1. Online education already outstrips all other training and teaching modalities in terms of reach and student engagement. In almost every training and learning niche, online learning already plays a significant, often leading role. This will only increase over time.
2. Academic education has been a little slower on the uptake of online learning than other strands of education of education and training. Nonetheless, online academic learning has seen immense growth across the planet over the last five years. 2020 has obviously accelerated this. There are two options for academic educators: get on board and embrace the changes, or stay in the 20th century.
3. Online private initiatives in education and online private tutors have never been more essential. In 2020 thousands of tutors up and down the country and across the world provided vital education to many students who otherwise would have had no teaching for over six months.
4. A blended face-to-face/online approach represents the future of a sizeable segment of higher education. University education is ripe for change: it is too costly, and simply does not offer enough value for students. This blending process has already begun and will spread in coming years.
5. The era is beginning in which competitive and selective ‘Online Only’ University courses will become widely-recognised and fully accredited at both undergraduate and graduate level. This will offer many advantages to students, particularly who miss the 18-21 window and those with families and existing work commitments. For this reason, fully accredited online degrees will play a role in opening up higher education across age-ranges and increasing social mobility.
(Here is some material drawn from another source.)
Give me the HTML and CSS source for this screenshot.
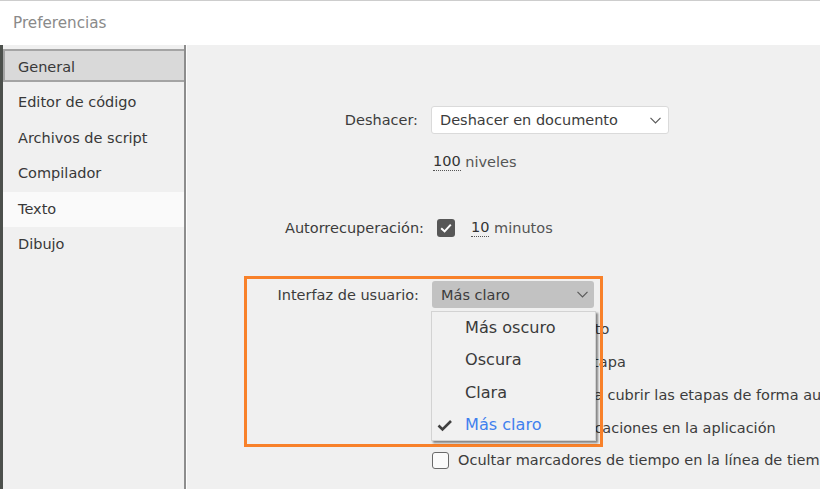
FILE: index.html
```html
<!DOCTYPE html>
<html lang="es">
<head>
    <meta charset="UTF-8" />
    <meta name="viewport" content="width=device-width, initial-scale=1.0"/>
    <title>Preferencias</title>
    <link rel="stylesheet" href="styles.css">
</head>
<body>

    <!-- Title bar -->
    <div class="titlebar">Preferencias</div>

    <div class="window">

        <!-- Categories -->
        <ul class="sidebar">
            <li class="cat selected">General</li>
            <li class="cat">Editor de código</li>
            <li class="cat">Archivos de script</li>
            <li class="cat">Compilador</li>
            <li class="cat hover">Texto</li>
            <li class="cat">Dibujo</li>
        </ul>

        <!-- General settings -->
        <div class="content">
            <div class="row row-undo">
                <span class="label">Deshacer:</span>
                <div class="select select-white">
                    <span>Deshacer en documento</span>
                    <svg class="chevron" width="11" height="7" viewBox="0 0 11 7"><polyline points="0.5,0.8 5.5,5.8 10.5,0.8" /></svg>
                </div>
            </div>

            <div class="row row-levels">
                <span class="label"></span>
                <span class="num">100</span>&nbsp;<span class="unit">niveles</span>
            </div>

            <div class="row row-auto">
                <span class="label">Autorrecuperación:</span>
                <span class="box checked">
                    <svg width="18" height="18" viewBox="0 0 18 18"><polyline points="4.2,9.2 7.6,12.4 13.8,5.6" /></svg>
                </span>
                <span class="num num-gap">10</span>&nbsp;<span class="unit">minutos</span>
            </div>

            <div class="row row-ui">
                <span class="label">Interfaz de usuario:</span>
                <div class="select select-gray">
                    <span>Más claro</span>
                    <svg class="chevron" width="11" height="7" viewBox="0 0 11 7"><polyline points="0.5,0.8 5.5,5.8 10.5,0.8" /></svg>

                    <!-- Open menu -->
                    <ul class="menu">
                        <li>Más oscuro</li>
                        <li>Oscura</li>
                        <li>Clara</li>
                        <li class="current">
                            <svg class="tick" width="16" height="13" viewBox="0 0 16 13"><polyline points="1.5,6.5 5.5,10.5 14,2" /></svg>
                            Más claro
                        </li>
                    </ul>
                </div>
            </div>

            <div class="row row-check first">
                <span class="label"></span>
                <span class="box"></span>
                <span class="text">Activar modo directo</span>
            </div>
            <div class="row row-check">
                <span class="label"></span>
                <span class="box"></span>
                <span class="text">Ajustar vista a la etapa</span>
            </div>
            <div class="row row-check">
                <span class="label"></span>
                <span class="box"></span>
                <span class="text">Ajustar escena para cubrir las etapas de forma automática</span>
            </div>
            <div class="row row-check">
                <span class="label"></span>
                <span class="box"></span>
                <span class="text">Mostrar unas notificaciones en la aplicación</span>
            </div>
            <div class="row row-check">
                <span class="label"></span>
                <span class="box"></span>
                <span class="text">Ocultar marcadores de tiempo en la línea de tiempo</span>
            </div>

            <!-- Highlight -->
            <div class="highlight"></div>
        </div>

    </div>

</body>
</html>
```

FILE: styles.css
```css
body {
    margin: 0;
    padding: 0;
    width: 820px;
    height: 489px;
    overflow: hidden;
    background: #f0f0f0;
    font-family: 'DejaVu Sans', Verdana, sans-serif;
    font-size: 14.5px;
    color: #3c3c3c;
}

.titlebar {
    height: 44px;
    line-height: 44px;
    border-top: 1px solid #cdcdcd;
    background: #fff;
    padding-left: 13px;
    font-size: 15.2px;
    color: #8a8a8a;
}

.window {
    display: flex;
    height: 444px;
    border-left: 3px solid #4c504c;
}

/* Sidebar */
.sidebar {
    list-style: none;
    margin: 0;
    padding: 4px 0 0 0;
    width: 181px;
    flex-shrink: 0;
    border-right: 2px solid #8d8d8d;
    box-sizing: content-box;
}

.cat {
    height: 35.5px;
    line-height: 35.5px;
    padding-left: 15px;
    color: #383838;
    white-space: nowrap;
}

.cat.selected {
    height: 33px;
    box-sizing: border-box;
    border: 2px solid #a4a4a4;
    border-right: none;
    background: #d9d9d9;
    padding-left: 13px;
    margin-bottom: 3px;
    line-height: 33px;
}

.cat.hover {
    background: #fafafa;
}

/* Content */
.content {
    flex: 1;
    min-width: 0;
    position: relative;
    overflow: hidden;
    border-left: 1px solid #fdfdfd;
    padding-top: 61px;
    white-space: nowrap;
}

.row {
    display: flex;
    align-items: center;
}

.label {
    width: 231px;
    margin-right: 13px;
    text-align: right;
    flex-shrink: 0;
}

.row-undo { height: 28px; }
.row-levels { height: 20px; margin-top: 18px; padding-left: 2px; }
.row-auto { height: 20px; margin-top: 46px; padding-left: 6px; }
.row-ui { height: 27px; margin-top: 43px; padding-left: 1px; }
.row-check { height: 32.75px; padding-left: 1px; }
.row-check.first { margin-top: 5px; }

.num {
    color: #333;
    border-bottom: 1px dotted #555;
    line-height: 17px;
}

.num-gap { margin-left: 16px; }

.unit { color: #555; }

/* Selects */
.select {
    display: flex;
    align-items: center;
    justify-content: space-between;
    box-sizing: border-box;
    border-radius: 3px;
    padding-left: 9px;
    flex-shrink: 0;
}

.select-white {
    width: 238px;
    height: 28px;
    background: #fff;
    border: 1px solid #dadada;
    padding-left: 8px;
    padding-right: 7px;
}

.select-gray {
    position: relative;
    width: 162px;
    height: 27px;
    background: #c2c2c2;
    padding-right: 6px;
}

.chevron polyline {
    fill: none;
    stroke: #5a5a5a;
    stroke-width: 1.2;
}

/* Checkboxes */
.box {
    width: 17px;
    height: 17px;
    box-sizing: border-box;
    border: 1.5px solid #6a6a6a;
    border-radius: 3px;
    background: #fbfbfb;
    margin-right: 9px;
    flex-shrink: 0;
}

.box.checked {
    width: 18px;
    height: 18px;
    border: none;
    background: #575757;
    margin-right: 0;
}

.box.checked svg {
    display: block;
}

.box.checked polyline {
    fill: none;
    stroke: #fff;
    stroke-width: 2;
}

/* Open menu */
.menu {
    position: absolute;
    top: 30px;
    left: -1px;
    width: 165px;
    height: 130px;
    box-sizing: border-box;
    margin: 0;
    padding: 0;
    list-style: none;
    background: #f1f1f1;
    border: 1px solid #d3d3d3;
    box-shadow: 2px 2px 2px rgba(0, 0, 0, 0.45);
    z-index: 2;
}

.menu li {
    position: relative;
    height: 32.4px;
    line-height: 32.4px;
    padding-left: 33px;
    font-size: 16.1px;
    color: #3a3a3a;
}

.menu li.current {
    color: #3f80ee;
}

.tick {
    position: absolute;
    left: 5px;
    top: 10px;
}

.tick polyline {
    fill: none;
    stroke: #404040;
    stroke-width: 2.6;
}

/* Orange highlight frame */
.highlight {
    position: absolute;
    left: 57px;
    top: 231px;
    width: 359px;
    height: 171px;
    box-sizing: border-box;
    border: 3px solid #f8812a;
    z-index: 1;
}
```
6. Right now, humanities degrees are too high-cost relative to the cost of delivery. Online education can play a major role in changing this. An inspiring and rigorous humanities and languages education can be delivered in a blended format at a much more competitive cost.
7. With the changes that are on the horizon in terms of teaching delivery, it seems increasingly rational to divide more Universities up into research institutions and teaching institutions. Academics would get greater ability to focus totally on research and students would get more dedicated teaching provision.
8. 2020 has highlighted the difference between the state and private sector in secondary education. As far as I can see, the biggest difference is not resources, but the mentality and structure of the leadership. Given precisely the same situation to deal with, the private sector responded swiftly and effectively, providing a full online learning schedule within a week of schools closing.
9. 2020 has accelerated the incorporation of real online delivery into mainstream academic learning. In the last nine months the adoption and acceptance of online teaching and learning modalities have progressed five-to-ten years.
10. There is a need for some standardised teaching and tuition training programs for online teaching and tuition. Online teaching is an art that takes some time to develop. For those new to the approach, a standardised course of training would be useful. For advanced practitioners, cutting-edge courses and workshops would advance the practice.